Tesis: Tahun 1990-an, tukang ketik manual dan juru tulis mendominasi perkantoran.
Antitesis: Komputer dan Microsoft Word datang. Kepanikan melanda. "Tukang ketik akan punah!"
Sintesis: Tukang ketik tidak punah. Mereka bertransformasi menjadi operator komputer, admin, hingga content creator. Yang punah adalah mereka yang menolak beradaptasi.
Tesis: Tahun 2000-an, teller bank dan kasir adalah pekerjaan aman dan bergaji tinggi.
Antitesis: ATM, mobile banking, dan mesin kasir otomatis muncul.
Sintesis: Teller tidak hilang total. Mereka berevolusi menjadi relationship officer, financial advisor. Yang bertahan adalah yang mengembangkan soft skill: empati, komunikasi, problem-solving.
Pola yang sama sedang terjadi dengan AI. Pertanyaannya bukan "apakah AI akan menggantikan saya?" tetapi "bagaimana saya berkolaborasi dengan AI?"
Strategi Menghadapi Sintesis Baru
Jika dialektika Hegel akurat, maka ada tiga strategi yang harus diambil pekerja Indonesia:
- Kuasai AI, Jangan Hindari
Data dari LinkedIn Learning menunjukkan bahwa pekerja yang menguasai AI tools mengalami kenaikan gaji rata-rata 25-35% lebih tinggi dari yang tidak. Pemerintah Indonesia melalui Prakerja dan Digital Talent Scholarship sudah menyediakan ribuan pelatihan AI gratis.

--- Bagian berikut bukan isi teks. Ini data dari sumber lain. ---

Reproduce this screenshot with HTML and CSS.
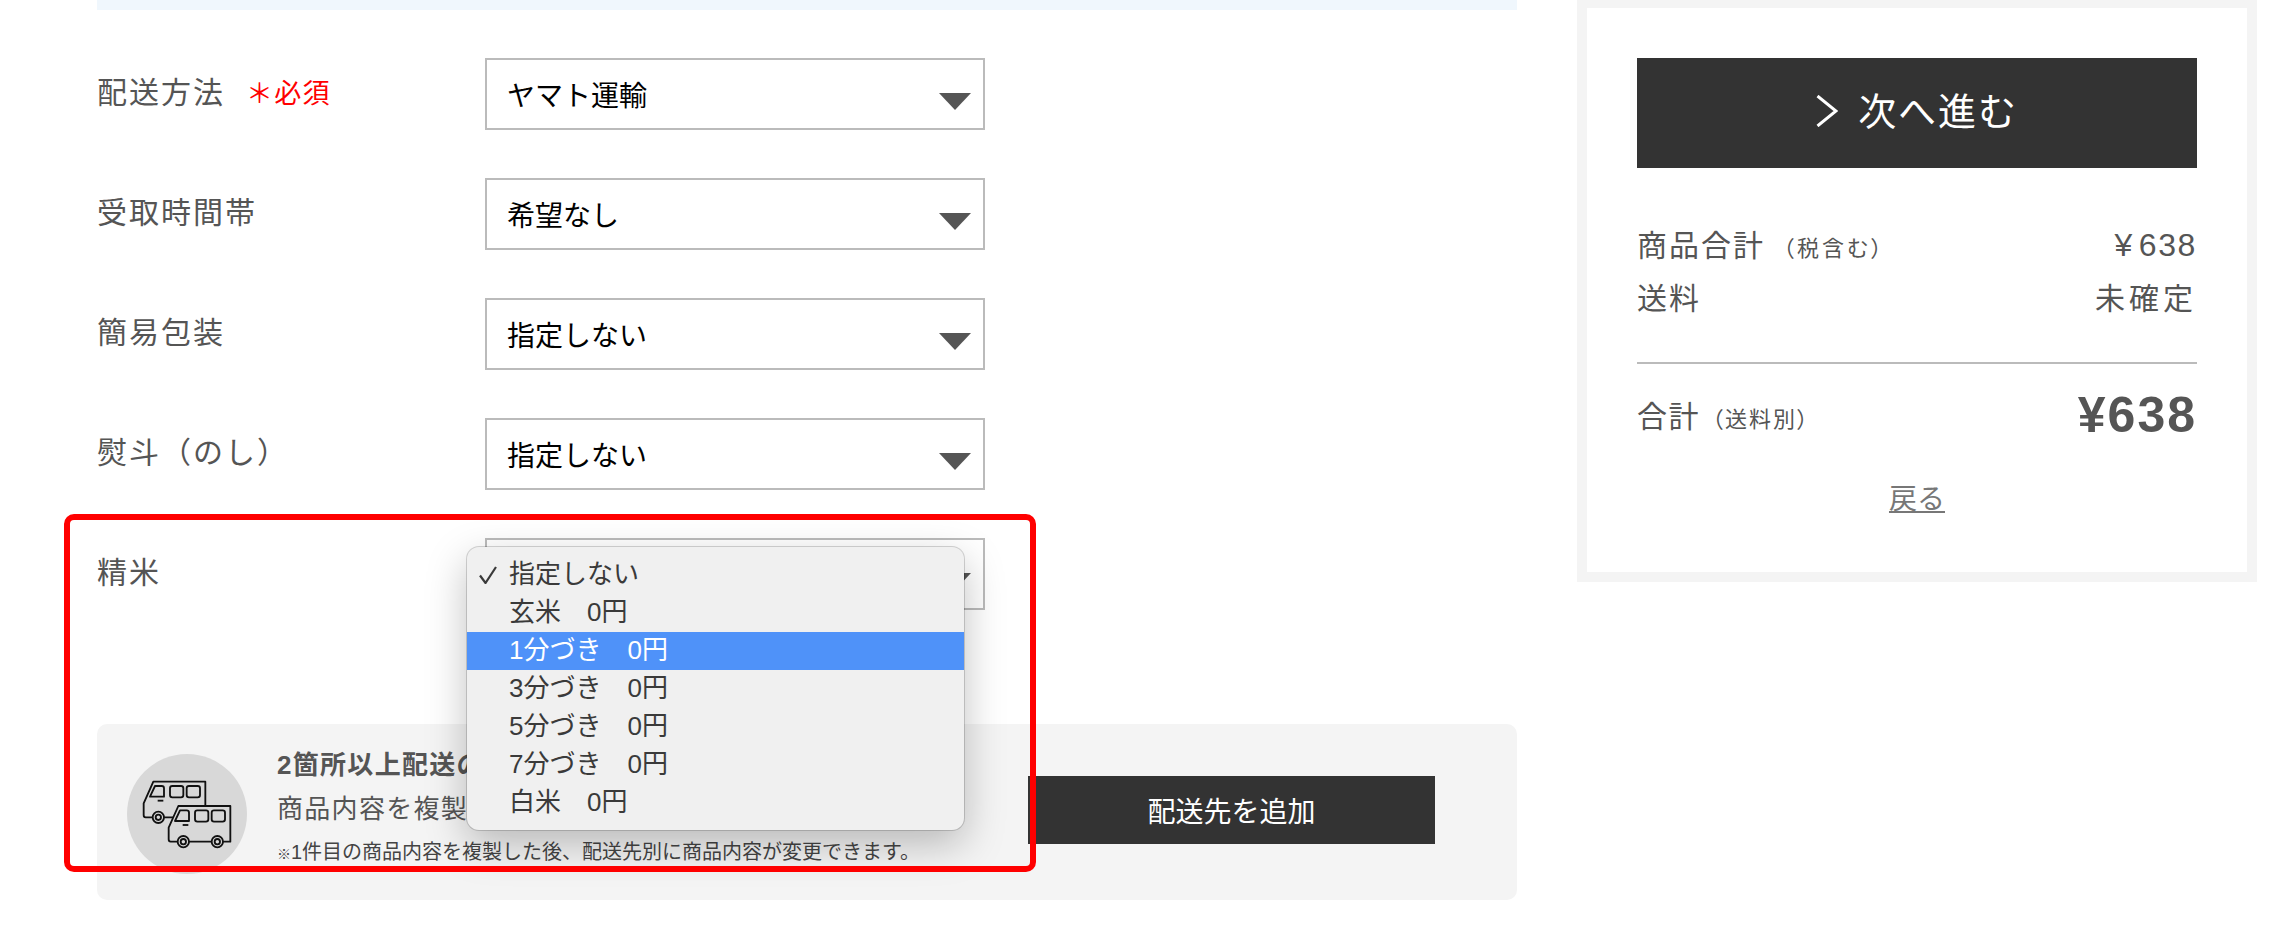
FILE: index.html
```html
<!DOCTYPE html>
<html lang="ja">
<head>
    <meta charset="UTF-8">
    <meta name="viewport" content="width=device-width, initial-scale=1.0">
    <title>配送方法の選択</title>
    <link rel="stylesheet" href="styles.css">
</head>
<body>
    <div class="page">
        <main class="main">
            <div class="notice-bar"></div>
            <form class="delivery-form">
                <div class="form-row">
                    <div class="form-label">配送方法<span class="required">＊必須</span></div>
                    <div class="select-wrap"><select><option>ヤマト運輸</option></select></div>
                </div>
                <div class="form-row">
                    <div class="form-label">受取時間帯</div>
                    <div class="select-wrap"><select><option>希望なし</option></select></div>
                </div>
                <div class="form-row">
                    <div class="form-label">簡易包装</div>
                    <div class="select-wrap"><select><option>指定しない</option></select></div>
                </div>
                <div class="form-row">
                    <div class="form-label">熨斗（のし）</div>
                    <div class="select-wrap"><select><option>指定しない</option></select></div>
                </div>
                <div class="form-row">
                    <div class="form-label">精米</div>
                    <div class="select-wrap">
                        <select><option>指定しない</option></select>
                        <ul class="select-menu">
                            <li class="menu-item">
                                <svg class="menu-check" viewBox="0 0 18 18" width="18" height="18"><path d="M1 9.5 L6.5 17 L17 1" fill="none" stroke="#3a3a3a" stroke-width="2.2"/></svg>
                                指定しない
                            </li>
                            <li class="menu-item">玄米　0円</li>
                            <li class="menu-item is-active">1分づき　0円</li>
                            <li class="menu-item">3分づき　0円</li>
                            <li class="menu-item">5分づき　0円</li>
                            <li class="menu-item">7分づき　0円</li>
                            <li class="menu-item">白米　0円</li>
                        </ul>
                    </div>
                </div>
            </form>
            <section class="add-address">
                <div class="van-badge">
                    <svg viewBox="0 0 360 360" width="120" height="120">
                        <defs>
                            <g id="van" fill="#d8d8d8" stroke="#111" stroke-width="5.5" stroke-linejoin="round">
                                <path d="M79 83 H235 V190 H56 Q50 190 50 183 V148 Z"/>
                                <path d="M84 96 H104 Q111 96 111 103 V128 H69 Z"/>
                                <rect x="129" y="96" width="40" height="34" rx="7"/>
                                <rect x="179" y="96" width="40" height="34" rx="7"/>
                                <path d="M92 140 H109"/>
                                <circle cx="94" cy="190" r="17"/>
                                <circle cx="94" cy="190" r="8"/>
                                <circle cx="196" cy="190" r="17"/>
                                <circle cx="196" cy="190" r="8"/>
                            </g>
                        </defs>
                        <use href="#van"/>
                        <use href="#van" x="75" y="73"/>
                    </svg>
                </div>
                <div class="add-text">
                    <p class="add-title"><b>2箇所以上配送の場合</b></p>
                    <p class="add-desc">商品内容を複製して追加できます</p>
                    <p class="add-note"><span class="note-mark">※</span>1件目の商品内容を複製した後、配送先別に商品内容が変更できます。</p>
                </div>
                <a class="add-button">配送先を追加</a>
            </section>
        </main>
        <aside class="summary">
            <a class="next-button">
                <svg viewBox="0 0 22 32" width="22" height="32"><path d="M1.5 1 L20 16 L1.5 31" fill="none" stroke="#fff" stroke-width="3"/></svg>
                <span>次へ進む</span>
            </a>
            <dl class="price-list">
                <div class="price-row"><dt>商品合計<small class="tax-note">（税含む）</small></dt><dd class="num"><span class="yen">¥</span>638</dd></div>
                <div class="price-row"><dt>送料</dt><dd class="pending">未確定</dd></div>
            </dl>
            <div class="total-row">
                <div>合計<small class="ship-note">（送料別）</small></div>
                <div class="total-price">¥638</div>
            </div>
            <a class="back-link">戻る</a>
        </aside>
        <div class="highlight-frame"></div>
    </div>
</body>
</html>
```

FILE: styles.css
```css
* {
    box-sizing: border-box;
}
html, body {
    margin: 0;
    height: 952px;
    overflow: hidden;
    background-color: #fff;
}
body {
    font-family: "Liberation Sans", "Noto Sans CJK JP", sans-serif;
    font-weight: 400;
    color: #555;
}
.page {
    position: relative;
    display: flex;
    align-items: flex-start;
    padding-left: 97px;
}
.main {
    width: 1420px;
}
.notice-bar {
    height: 10px;
    background-color: #f0f7fd;
}
.delivery-form {
    padding-top: 48px;
}
.form-row {
    display: flex;
    margin-bottom: 48px;
}
.form-row:last-child {
    margin-bottom: 114px;
}
.form-label {
    width: 388px;
    font-size: 30px;
    line-height: 69px;
    letter-spacing: 2px;
}
.required {
    margin-left: 21px;
    font-size: 27px;
    letter-spacing: 1.3px;
    color: #f00;
}
.select-wrap {
    position: relative;
    width: 500px;
    height: 72px;
}
.select-wrap select {
    appearance: none;
    width: 100%;
    height: 100%;
    padding: 5px 0 0 20px;
    border: 2px solid #bbb;
    border-radius: 0;
    background-color: #fff;
    font: inherit;
    font-size: 28px;
    color: #000;
}
.select-wrap::after {
    content: "";
    position: absolute;
    top: 35px;
    right: 14px;
    border-left: 16.5px solid transparent;
    border-right: 16.5px solid transparent;
    border-top: 17px solid #555;
}
.select-menu {
    position: absolute;
    z-index: 2;
    top: 9px;
    left: -18px;
    width: 497px;
    margin: 0;
    padding: 9px 0 8px;
    list-style: none;
    background-color: #f0f0f0;
    border-radius: 12px;
    box-shadow: 0 0 0 1px rgba(0, 0, 0, 0.16), 0 14px 40px rgba(0, 0, 0, 0.25);
}
.menu-item {
    position: relative;
    height: 38px;
    padding-left: 42px;
    font-size: 26px;
    line-height: 36px;
    color: #3a3a3a;
}
.menu-item.is-active {
    background-color: #4f92f9;
    color: #fff;
}
.menu-check {
    position: absolute;
    left: 12px;
    top: 10px;
}
.add-address {
    display: flex;
    align-items: center;
    height: 176px;
    padding: 0 82px 4px 30px;
    border-radius: 10px;
    background-color: #f4f4f4;
}
.van-badge {
    flex: none;
    width: 120px;
    height: 120px;
    margin-top: 7px;
    border-radius: 50%;
    background-color: #d8d8d8;
}
.add-text {
    flex: 1;
    margin-left: 30px;
}
.add-text p {
    margin: 0;
    line-height: 43px;
    white-space: nowrap;
}
.add-title {
    font-size: 26px;
    letter-spacing: 1.3px;
}
.add-title b {
    font-weight: 700;
}
.add-desc {
    padding-top: 1px;
    font-size: 26px;
    letter-spacing: 1.3px;
}
.add-note {
    margin-top: -1px;
    font-size: 20px;
    color: #444;
}
.note-mark {
    font-size: 14px;
}
.add-button {
    flex: none;
    display: flex;
    align-items: center;
    justify-content: center;
    width: 407px;
    height: 68px;
    background-color: #333;
    color: #fff;
    font-size: 28px;
}
.summary {
    width: 680px;
    height: 582px;
    margin-left: 60px;
    padding: 50px 50px 0;
    border: 10px solid #f4f4f4;
    border-top-width: 8px;
    background-color: #fff;
}
.next-button {
    display: flex;
    align-items: center;
    justify-content: center;
    gap: 20px;
    height: 110px;
    padding-bottom: 9px;
    background-color: #333;
    color: #fff;
    font-size: 38px;
    letter-spacing: 1.9px;
}
.next-button svg {
    margin-top: 5px;
}
.price-list {
    margin: 48px 0 0;
    padding-bottom: 40px;
    border-bottom: 2px solid #bbb;
}
.price-row {
    display: flex;
    justify-content: space-between;
    align-items: center;
    height: 53px;
    font-size: 30px;
    letter-spacing: 2px;
}
.price-row dt, .price-row dd {
    margin: 0;
}
.tax-note, .ship-note {
    font-size: 22px;
    font-feature-settings: "palt";
}
.tax-note {
    margin-left: 18px;
    letter-spacing: 3px;
}
.ship-note {
    margin-left: 12px;
    letter-spacing: 2px;
}
.price-row .num {
    padding-top: 5px;
    font-size: 32px;
    letter-spacing: 1.6px;
}
.yen {
    margin-right: 5px;
}
.price-row .pending {
    letter-spacing: 4px;
}
.total-row {
    display: flex;
    justify-content: space-between;
    align-items: center;
    height: 100px;
    font-size: 30px;
    letter-spacing: 1.5px;
}
.total-price {
    padding-top: 2px;
    font-size: 50px;
    font-weight: 700;
    letter-spacing: 2px;
}
.back-link {
    display: block;
    margin-top: 16px;
    text-align: center;
    font-size: 28px;
    line-height: 40px;
    color: #777;
    text-decoration: underline;
}
.highlight-frame {
    position: absolute;
    z-index: 3;
    left: 64px;
    top: 514px;
    width: 972px;
    height: 358px;
    border: 6px solid #f00;
    border-radius: 10px;
}
```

- Kembangkan Keunggulan Manusia
AI lemah dalam hal yang manusia kuat: kreativitas kontekstual, empati budaya, pemikiran etis, negosiasi kompleks. Sebuah studi dari MIT menemukan bahwa pekerjaan yang membutuhkan "human touch" justru meningkat permintaannya 48% sejak adopsi AI.